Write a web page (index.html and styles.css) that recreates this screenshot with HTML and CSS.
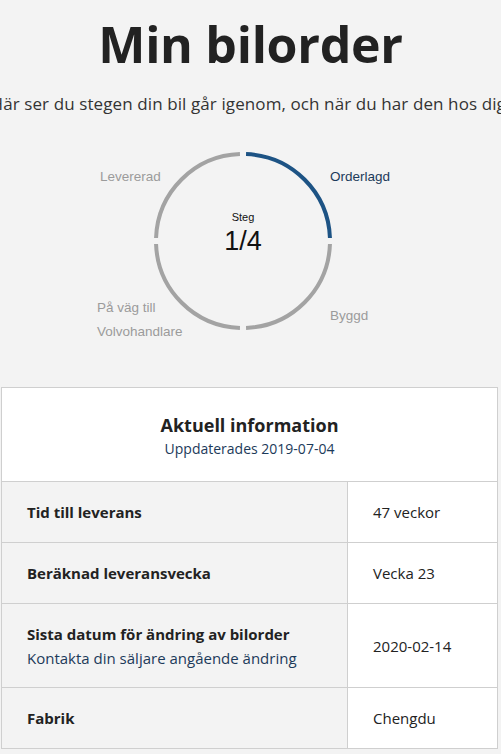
FILE: index.html
```html
<!DOCTYPE html>
<html lang="sv">
<head>
    <meta charset="UTF-8">
    <meta name="viewport" content="width=device-width, initial-scale=1.0">
    <title>Min bilorder</title>
    <link rel="stylesheet" href="styles.css">
</head>
<body>
    <div class="page">
        <h1 class="title">Min bilorder</h1>
        <p class="intro">Här ser du stegen din bil går igenom, och när du har den hos dig.</p>

        <!-- stegcirkel -->
        <div class="progress">
            <svg class="ring" width="200" height="200" viewBox="0 0 200 200">
                <path class="arc done" d="M103.04 13.05 A87 87 0 0 1 186.95 96.96"/>
                <path class="arc" d="M186.95 103.04 A87 87 0 0 1 103.04 186.95"/>
                <path class="arc" d="M96.96 186.95 A87 87 0 0 1 13.05 103.04"/>
                <path class="arc" d="M13.05 96.96 A87 87 0 0 1 96.96 13.05"/>
            </svg>
            <div class="step-count">
                <span class="step-label">Steg</span>
                <span class="step-value">1/4</span>
            </div>
            <span class="stage stage-ordered">Orderlagd</span>
            <span class="stage stage-built">Byggd</span>
            <span class="stage stage-transit">På väg till<br>Volvohandlare</span>
            <span class="stage stage-delivered">Levererad</span>
        </div>

        <!-- aktuell information -->
        <table class="info">
            <tr>
                <th class="info-head" colspan="2">
                    <h2>Aktuell information</h2>
                    <span class="updated">Uppdaterades 2019-07-04</span>
                </th>
            </tr>
            <tr>
                <td class="label">Tid till leverans</td>
                <td class="value">47 veckor</td>
            </tr>
            <tr>
                <td class="label">Beräknad leveransvecka</td>
                <td class="value">Vecka 23</td>
            </tr>
            <tr>
                <td class="label">Sista datum för ändring av bilorder
                    <span class="note">Kontakta din säljare angående ändring</span>
                </td>
                <td class="value">2020-02-14</td>
            </tr>
            <tr>
                <td class="label">Fabrik</td>
                <td class="value">Chengdu</td>
            </tr>
        </table>
    </div>
</body>
</html>
```

FILE: styles.css
```css
body {
    font-family: "Liberation Sans", Arial, sans-serif;
    background-color: #f3f3f3;
    color: #222;
    margin: 0;
    padding: 0;
    overflow: hidden;
}

.page {
    width: 501px;
    overflow: hidden;
}

.title {
    font-family: "Open Sans", sans-serif;
    font-size: 50px;
    font-weight: 700;
    letter-spacing: -0.3px;
    text-align: center;
    color: #222;
    margin: 0;
    padding-top: 6px;
    line-height: 76px;
}

.intro {
    font-family: "Open Sans", sans-serif;
    font-size: 17px;
    letter-spacing: 0.1px;
    color: #333;
    white-space: nowrap;
    display: flex;
    justify-content: center;
    margin: 11px 0 0;
    line-height: 22px;
}

.progress {
    position: relative;
    height: 272px;
}

.ring {
    position: absolute;
    left: 143px;
    top: 26px;
}

.arc {
    fill: none;
    stroke: #a3a3a3;
    stroke-width: 4;
}

.arc.done {
    stroke: #1d5384;
}

.step-count {
    position: absolute;
    left: 193px;
    top: 95px;
    width: 100px;
    display: flex;
    flex-direction: column;
    align-items: center;
    color: #111;
}

.step-label {
    font-size: 11px;
    line-height: 14px;
}

.step-value {
    font-size: 27px;
    line-height: 34px;
}

.stage {
    position: absolute;
    font-size: 13.5px;
    line-height: 24px;
    color: #9b9b9b;
}

.stage-ordered {
    left: 330px;
    top: 50px;
    color: #1c3a5a;
}

.stage-built {
    left: 330px;
    top: 189px;
}

.stage-transit {
    left: 97px;
    top: 181px;
}

.stage-delivered {
    left: 100px;
    top: 50px;
}

.info {
    margin-left: 1px;
    width: 497px;
    border-collapse: collapse;
    font-family: "Open Sans", sans-serif;
    font-size: 15px;
    color: #222;
}

.info td, .info th {
    border: 1px solid #cfcfcf;
}

.info-head {
    background-color: #fff;
    height: 93px;
    padding: 0;
    font-weight: 400;
}

.info-head h2 {
    font-size: 18px;
    margin: 2px 0 2px;
    line-height: 22px;
}

.updated {
    font-size: 14px;
    color: #1c3a5a;
}

.label {
    width: 320px;
    padding: 0 0 0 25px;
    height: 60px;
    font-weight: 700;
    background-color: #f3f3f3;
}

.note {
    display: block;
    font-weight: 400;
    color: #1c3a5a;
    margin-top: 4px;
}

.value {
    background-color: #fff;
    padding: 0 0 0 25px;
}

.info tr:nth-child(4) .label {
    height: 83px;
}
```
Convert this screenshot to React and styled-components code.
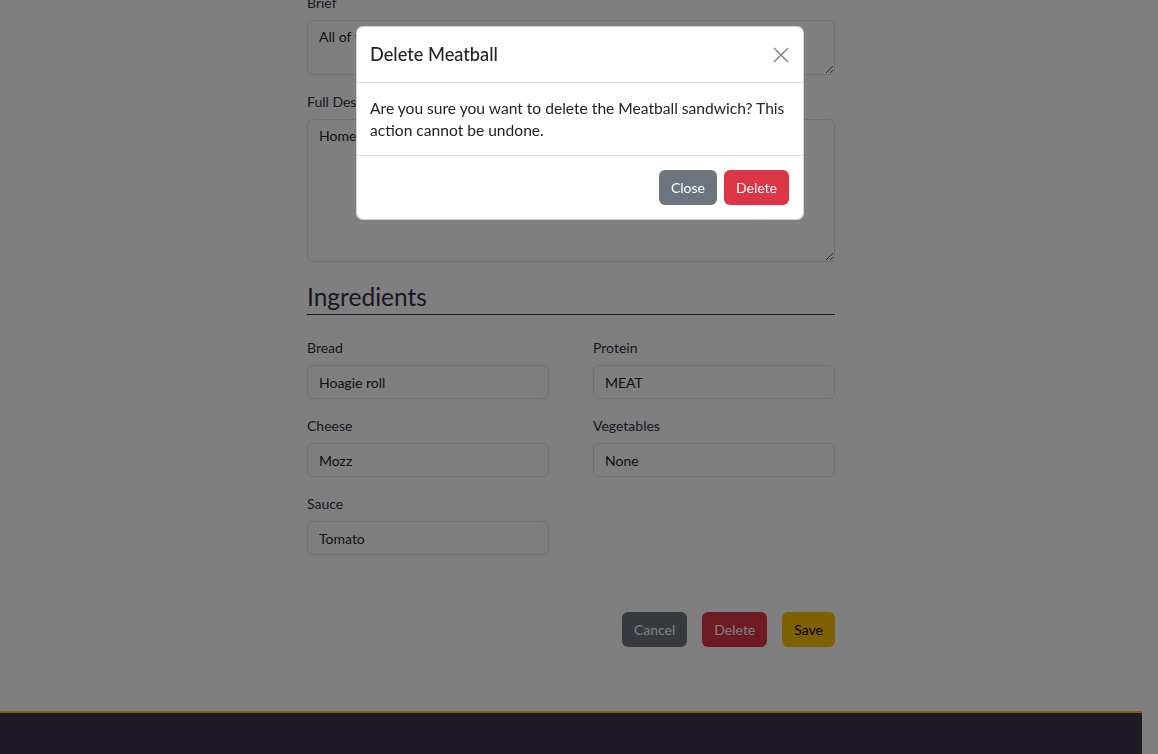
import styled, { createGlobalStyle } from "styled-components"

const GlobalStyle = createGlobalStyle`
	html {
		font-size: 14px;
	}
	body {
		margin: 0;
		padding-right: 16px;
		font-family: "Lato", "Liberation Sans", sans-serif;
		font-size: 14px;
		line-height: 1.5;
		color: #212529;
		background: #fff;
		overflow: hidden;
	}
	* {
		box-sizing: border-box;
	}
`

const Page = styled.div`
	display: flex;
	flex-direction: column;
	min-height: 100vh;
`

const Main = styled.main`
	width: 528px;
	margin: -8px auto 0;
`

const Field = styled.div`
	margin-bottom: ${(p) => p.$mb || 0}px;
`

const Label = styled.label`
	display: block;
	margin-bottom: 7px;
	line-height: 21px;
	color: #352d48;
`

const TextArea = styled.textarea`
	display: block;
	width: 100%;
	height: ${(p) => p.$h}px;
	padding: 5px 11px;
	font-family: inherit;
	font-size: 14px;
	line-height: 21px;
	color: #212529;
	background: #fff;
	border: 1px solid #dee2e6;
	border-radius: 6px;
	resize: vertical;
	outline: none;
`

const Input = styled.input`
	display: block;
	width: 100%;
	height: 34px;
	padding: 5px 11px;
	font-family: inherit;
	font-size: 14px;
	color: #212529;
	background: #fff;
	border: 1px solid #dee2e6;
	border-radius: 6px;
	outline: none;
`

const SectionTitle = styled.h3`
	margin: 20px 0 0;
	padding-bottom: 3px;
	font-size: 24.5px;
	font-weight: 400;
	line-height: 29px;
	color: #352d48;
	border-bottom: 1px solid #352d48;
`

const IngredientGrid = styled.div`
	display: grid;
	grid-template-columns: 242px 242px;
	column-gap: 44px;
	row-gap: 16px;
	margin-top: 22px;
`

const Actions = styled.div`
	display: flex;
	justify-content: flex-end;
	gap: 15px;
	margin-top: 57px;
`

const Button = styled.button`
	height: 35px;
	padding: 0 11px;
	font-family: inherit;
	font-size: 14px;
	line-height: 21px;
	border: 1px solid transparent;
	border-radius: 6px;
	cursor: pointer;
	color: ${(p) => (p.$variant === "warning" ? "#000" : "#fff")};
	background: ${(p) =>
		p.$variant === "danger" ? "#dc3545" : p.$variant === "warning" ? "#ffc107" : "#6c757d"};
`

const Footer = styled.footer`
	margin-top: 64px;
	height: 90px;
	background: #3e3451;
	border-top: 2px solid #ffc107;
`

const Overlay = styled.div`
	position: fixed;
	inset: 0;
	display: flex;
	justify-content: center;
	align-items: flex-start;
	padding: 26px 0 0 2px;
	background: rgba(0, 0, 0, 0.5);
`

const Modal = styled.div`
	width: 448px;
	background: #fff;
	border: 1px solid rgba(0, 0, 0, 0.175);
	border-radius: 7px;
	overflow: hidden;
`

const ModalHeader = styled.div`
	display: flex;
	align-items: center;
	justify-content: space-between;
	padding: 14px 14px 14px 13px;
	border-bottom: 1px solid #dee2e6;
`

const ModalTitle = styled.h5`
	margin: 0;
	font-size: 18.2px;
	font-weight: 500;
	line-height: 27px;
	color: #212529;
`

const CloseX = styled.button`
	display: flex;
	padding: 0;
	background: none;
	border: none;
	cursor: pointer;
	color: #000;
	opacity: 0.5;
`

const ModalBody = styled.div`
	padding: 14px 13px;
	font-size: 15.6px;
	line-height: 22px;
	color: #212529;
`

const ModalFooter = styled.div`
	display: flex;
	justify-content: flex-end;
	gap: 7px;
	padding: 14px 14px 14px;
	border-top: 1px solid #dee2e6;
`

const ingredients = [
	["Bread", "Hoagie roll"],
	["Protein", "MEAT"],
	["Cheese", "Mozz"],
	["Vegetables", "None"],
	["Sauce", "Tomato"],
]

export default function App() {
	return (
		<>
			<GlobalStyle />
			<Page>
				<Main>
					<Field $mb={16}>
						<Label>Brief</Label>
						<TextArea $h={55} readOnly defaultValue="All of the classic flavor." />
					</Field>
					<Field>
						<Label>Full Description</Label>
						<TextArea $h={143} readOnly defaultValue="Homemade meatballs in tomato sauce." />
					</Field>

					<SectionTitle>Ingredients</SectionTitle>
					<IngredientGrid>
						{ingredients.map(([name, value]) => (
							<Field key={name}>
								<Label>{name}</Label>
								<Input readOnly defaultValue={value} />
							</Field>
						))}
					</IngredientGrid>

					<Actions>
						<Button $variant="secondary">Cancel</Button>
						<Button $variant="danger">Delete</Button>
						<Button $variant="warning">Save</Button>
					</Actions>
				</Main>
				<Footer />
			</Page>

			<Overlay>
				<Modal>
					<ModalHeader>
						<ModalTitle>Delete Meatball</ModalTitle>
						<CloseX aria-label="Close">
							<svg width="16" height="16" viewBox="0 0 16 16" fill="none" stroke="currentColor" strokeWidth="1.4">
								<path d="M1 1L15 15M15 1L1 15" />
							</svg>
						</CloseX>
					</ModalHeader>
					<ModalBody>
						Are you sure you want to delete the Meatball sandwich? This action cannot be undone.
					</ModalBody>
					<ModalFooter>
						<Button $variant="secondary">Close</Button>
						<Button $variant="danger">Delete</Button>
					</ModalFooter>
				</Modal>
			</Overlay>
		</>
	)
}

- [WHAT IS NEEDED] Pick each line holding the word "components" out of the listing.

- [EXERCISE OUTPUT]
Convert this screenshot to React and styled-components code.
import styled, { createGlobalStyle } from "styled-components"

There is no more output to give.